Neste sentido, o que se percebe é que, sob a lógica subcutânea das milhares de mentalidades que impulsionam as “inovações”, ancora-se apenas a noção de que tais dispositivos são “ferramentas”, esquecendo-se que também podem ser “armas”. É por meio do uso desenfreado e desregulado das tecnologias que o Estado de Direito e as democracias perdem terreno a cada dia. A razão principal que, aliás, pressiona a revolução de paradigmas relativos às tecnologias digitais, de longe superior à de qualquer outra área do conhecimento humano, se deve não a processos internos da própria depuração dos paradigmas vigentes, mas ao capital astronômico que se destina ao seu desenvolvimento. A recente comparação do poder destrutivo da I.A ao das armas nucleares não é metáfora. Já se admite, embora timidamente (sem as conexões necessárias), o potencial destrutivo da I.A e os riscos que ela representa à própria continuidade da vida humana.

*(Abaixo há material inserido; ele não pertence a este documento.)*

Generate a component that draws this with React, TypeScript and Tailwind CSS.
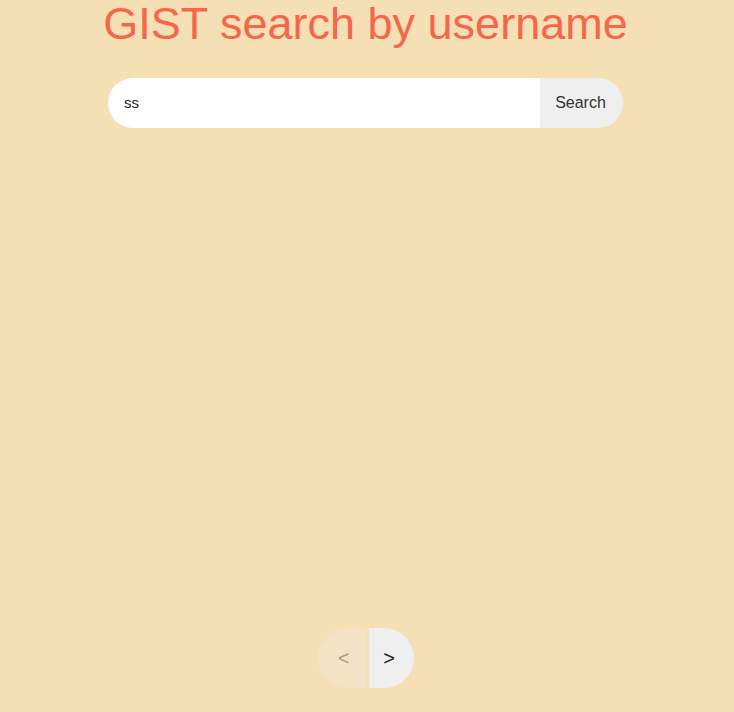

É preciso abandonar a postura de servidão com que nos habituamos diante do smartphone. Ferramentas são utensílios para construir, para dar forma às coisas, para realizar utopias. Armas são feitas para destruir, para queimar a forma das coisas. A ideia de “ferramenta”, portanto, simboliza a própria humanidade. Está presente no mito bíblico por meio da figura do pai de Jesus, por meio da figura de alguém que é, não de modo gratuito, carpinteiro; e é novamente aludida na figura de Gepeto, como aquele que cria, por meio de serrote e martelo, o boneco de madeira a quem chamará de Pinóquio. A substância imaterial, a alma, é o dom das criações advindas do trabalho e do poder das ferramentas. É verdade que há uma simbiose entre ferramentas e armas: é a dialética entre criação e destruição, entre o impulso da vida e da morte. Em dado momento da história, ferramentas se convertem em armas, como foice e martelo; e símbolos da paz convertem-se em símbolos de morte e genocídio, como a suástica.
É preciso repetir o olhar: até nos objetos menos duráveis há algo vivo que grita como quem pede socorro.